Aim of the task: Retype, exactly as they stand, the lines from the start of the data to the line that contains "const cols = 'grid", both ends included. Leave the pictures out.

Dataset section:
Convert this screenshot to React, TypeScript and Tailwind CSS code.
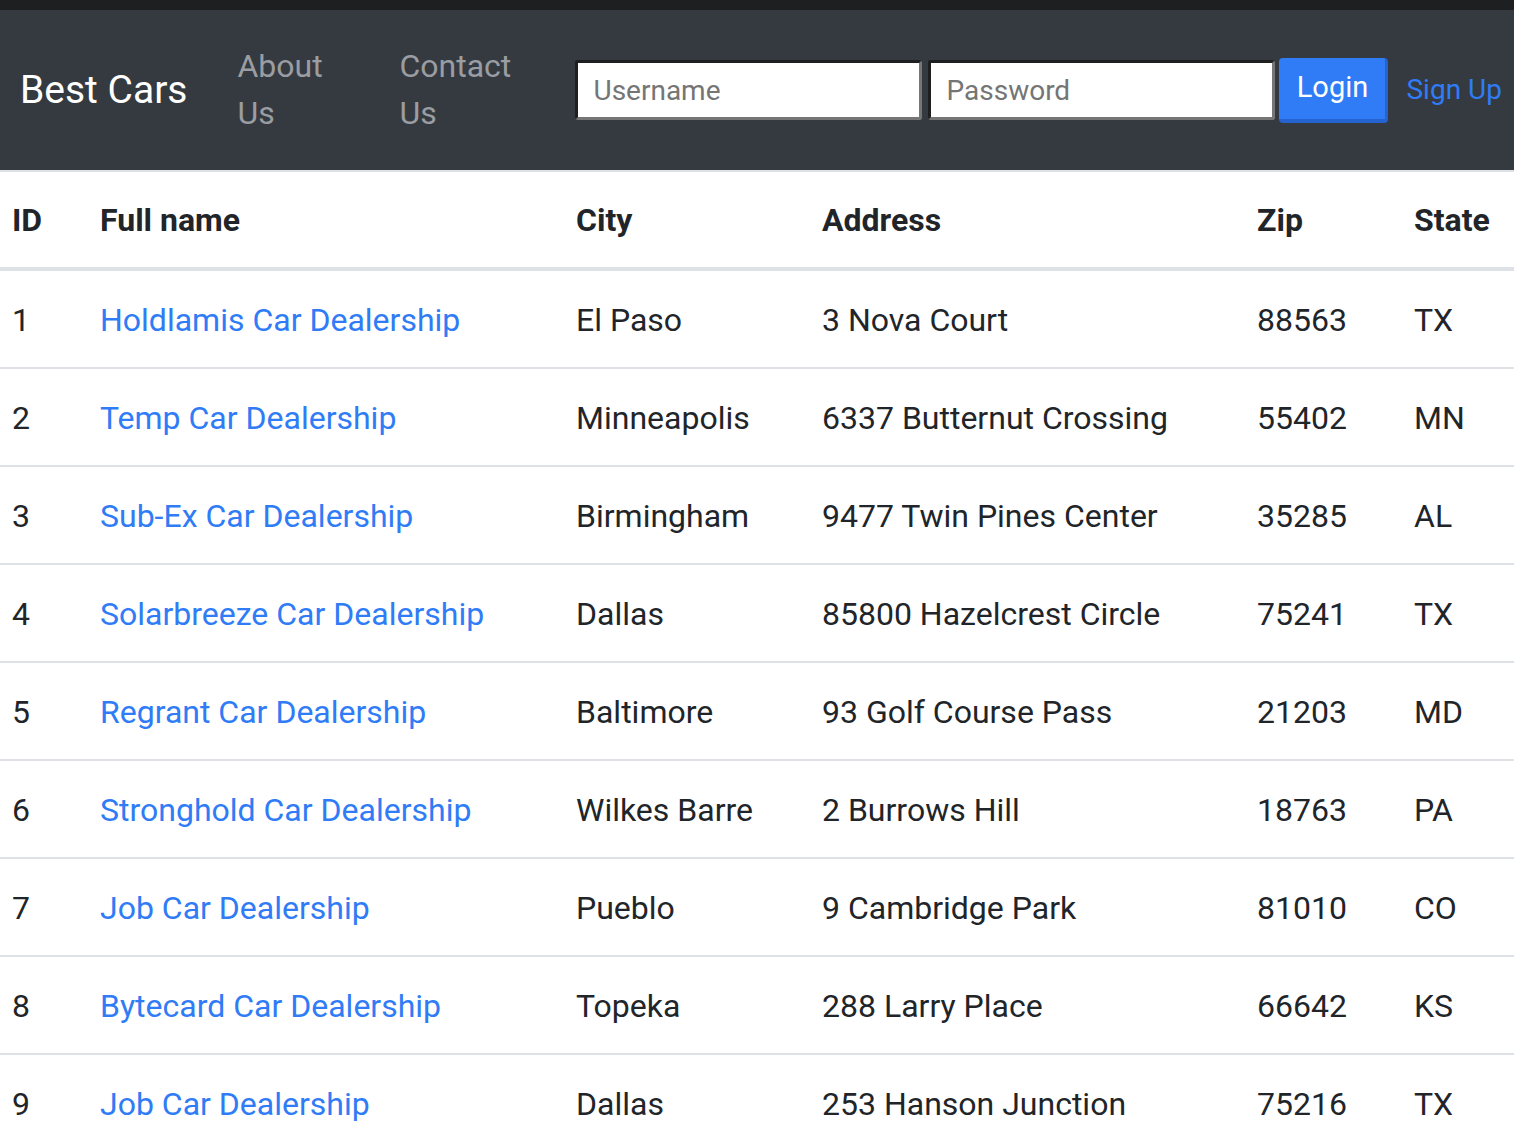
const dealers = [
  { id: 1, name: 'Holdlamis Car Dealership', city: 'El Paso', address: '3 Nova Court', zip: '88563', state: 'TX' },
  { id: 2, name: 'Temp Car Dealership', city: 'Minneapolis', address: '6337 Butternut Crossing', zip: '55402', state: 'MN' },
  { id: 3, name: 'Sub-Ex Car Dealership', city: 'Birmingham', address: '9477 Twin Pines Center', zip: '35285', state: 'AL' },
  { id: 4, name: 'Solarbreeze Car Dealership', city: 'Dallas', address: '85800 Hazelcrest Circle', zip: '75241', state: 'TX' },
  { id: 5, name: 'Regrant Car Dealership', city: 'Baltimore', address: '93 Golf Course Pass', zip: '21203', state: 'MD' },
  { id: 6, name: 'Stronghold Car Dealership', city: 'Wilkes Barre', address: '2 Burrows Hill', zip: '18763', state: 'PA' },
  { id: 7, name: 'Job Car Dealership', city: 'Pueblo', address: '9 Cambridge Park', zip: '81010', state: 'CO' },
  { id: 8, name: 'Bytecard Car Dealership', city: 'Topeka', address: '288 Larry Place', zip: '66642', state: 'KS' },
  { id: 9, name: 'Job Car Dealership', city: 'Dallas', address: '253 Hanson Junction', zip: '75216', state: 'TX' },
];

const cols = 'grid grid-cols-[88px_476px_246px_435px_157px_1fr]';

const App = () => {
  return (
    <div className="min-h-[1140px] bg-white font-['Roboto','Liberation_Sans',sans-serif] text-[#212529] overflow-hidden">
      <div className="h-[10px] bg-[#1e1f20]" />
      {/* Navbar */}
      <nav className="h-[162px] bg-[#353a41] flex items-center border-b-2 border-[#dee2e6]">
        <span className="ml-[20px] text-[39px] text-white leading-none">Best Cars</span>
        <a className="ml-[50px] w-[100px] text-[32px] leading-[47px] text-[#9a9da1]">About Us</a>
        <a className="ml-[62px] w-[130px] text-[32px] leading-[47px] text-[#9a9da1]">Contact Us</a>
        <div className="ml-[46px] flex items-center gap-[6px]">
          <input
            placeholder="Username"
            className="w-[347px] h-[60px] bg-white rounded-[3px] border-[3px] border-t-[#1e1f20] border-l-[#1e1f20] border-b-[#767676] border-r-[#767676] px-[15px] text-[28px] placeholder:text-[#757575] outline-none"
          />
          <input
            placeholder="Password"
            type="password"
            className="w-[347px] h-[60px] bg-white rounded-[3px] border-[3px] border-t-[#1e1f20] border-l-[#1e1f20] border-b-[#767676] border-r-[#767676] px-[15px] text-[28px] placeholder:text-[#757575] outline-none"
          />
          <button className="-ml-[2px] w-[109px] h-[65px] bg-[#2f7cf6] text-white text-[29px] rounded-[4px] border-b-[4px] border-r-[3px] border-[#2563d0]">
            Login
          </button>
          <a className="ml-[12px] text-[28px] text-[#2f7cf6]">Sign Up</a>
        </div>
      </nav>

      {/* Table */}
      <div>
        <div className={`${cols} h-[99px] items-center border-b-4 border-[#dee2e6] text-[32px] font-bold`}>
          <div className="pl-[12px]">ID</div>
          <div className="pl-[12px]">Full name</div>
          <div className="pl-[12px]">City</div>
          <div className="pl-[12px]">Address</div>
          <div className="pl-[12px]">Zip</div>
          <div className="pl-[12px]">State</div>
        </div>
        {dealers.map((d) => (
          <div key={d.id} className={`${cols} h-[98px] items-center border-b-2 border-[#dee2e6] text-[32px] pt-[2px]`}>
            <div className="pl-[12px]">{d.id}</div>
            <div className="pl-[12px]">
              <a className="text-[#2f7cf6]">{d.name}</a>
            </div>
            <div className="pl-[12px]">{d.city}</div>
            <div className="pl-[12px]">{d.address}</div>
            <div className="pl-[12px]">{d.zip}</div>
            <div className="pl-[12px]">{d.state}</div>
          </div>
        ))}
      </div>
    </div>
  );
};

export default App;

Problem solution:
Convert this screenshot to React, TypeScript and Tailwind CSS code.
const dealers = [
  { id: 1, name: 'Holdlamis Car Dealership', city: 'El Paso', address: '3 Nova Court', zip: '88563', state: 'TX' },
  { id: 2, name: 'Temp Car Dealership', city: 'Minneapolis', address: '6337 Butternut Crossing', zip: '55402', state: 'MN' },
  { id: 3, name: 'Sub-Ex Car Dealership', city: 'Birmingham', address: '9477 Twin Pines Center', zip: '35285', state: 'AL' },
  { id: 4, name: 'Solarbreeze Car Dealership', city: 'Dallas', address: '85800 Hazelcrest Circle', zip: '75241', state: 'TX' },
  { id: 5, name: 'Regrant Car Dealership', city: 'Baltimore', address: '93 Golf Course Pass', zip: '21203', state: 'MD' },
  { id: 6, name: 'Stronghold Car Dealership', city: 'Wilkes Barre', address: '2 Burrows Hill', zip: '18763', state: 'PA' },
  { id: 7, name: 'Job Car Dealership', city: 'Pueblo', address: '9 Cambridge Park', zip: '81010', state: 'CO' },
  { id: 8, name: 'Bytecard Car Dealership', city: 'Topeka', address: '288 Larry Place', zip: '66642', state: 'KS' },
  { id: 9, name: 'Job Car Dealership', city: 'Dallas', address: '253 Hanson Junction', zip: '75216', state: 'TX' },
];

const cols = 'grid grid-cols-[88px_476px_246px_435px_157px_1fr]';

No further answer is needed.